The album moves through emotional ebbs and flows, seeming to chronologically illustrate Jonas's evolution through falling in and out of love. Following an instrumental intro that trips through every genre in 77 seconds, Jonas opens the narrative with "Parachute" and "Work It Out," embodying the mantra that seems to have pulled Joe to find his way back to solo music. Arguably the most JoBros-leaning stylistic tracks on the album, he quips through one-liners that are as amusing as they are introspective, tapping into the synth-rock and pop-rock instrumentals he knows so well. Flipping from "Your anxieties got anxieties / You go to bed with a head full of insecurities / Nobody cares what you said back when you were 17" to "You're seeing everything back, wasn't it so beautiful?," he finally lands ready to embrace what's to come rather than fixating on the past: "Brush your shoulders off / Life's gonna work out."


Dripping with bass lines as sultry and unpredictable as its lyrical content, "Only Love" sees Joe intertwining with a new lover who's reopening his heart to pursuing something new. Settling back into the rhythms of a sweet new love, "Honey Blonde" pops with silky electric guitar runs and an easy "Honey blonde / you can do no wrong." And Music for People Who Believe in Love tumbles through every emotion across all phases of relationships, with "Heart By Heart" lacing an addictive, poppy instrumental through a heartbreakingly tender reflection on love lost.


In a string of collaborations that serve as a sonic representation of those who may fill the lines of our lives between the pages of romantic relations, the back half of Music for People Who Believe in Love dances through a garden of flourishing creative relationships. Jonas leans on music to carry him through, from groovy "Velvet Sunshine" with Franklin Jonas to Americana-rock influenced "Sip Your Wine" with Sierra Ferrell and dreamy, acoustic "Hey Beautiful" with Louane and Tiny Habits.

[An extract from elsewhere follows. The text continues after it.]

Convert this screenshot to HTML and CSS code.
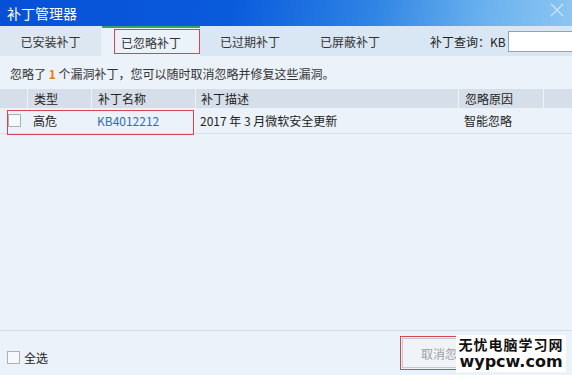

In a trio of dreamy rock songs to close the album, Joe emerges as having allowed the scabs on his heart to scar over, tender but healed. "You Got the Right" feels like a freeing, windows down, oceanside drive towards finding peace in past loves finding their own happiness, while "What This Could Be" aches to hold on a little longer, with lines like "I'd give up my peace of mind to lose my mind again with you / It might not be safe, but I'm willing to hope." A sonic triumph as great as the feat of allowing love back in to a broken heart, "Constellation" closes Music for People Who Believe in Love with the greatest gift: a reminder that even when some loves die, others can arrive in perfect cosmic alignment, making us believe in love all over again.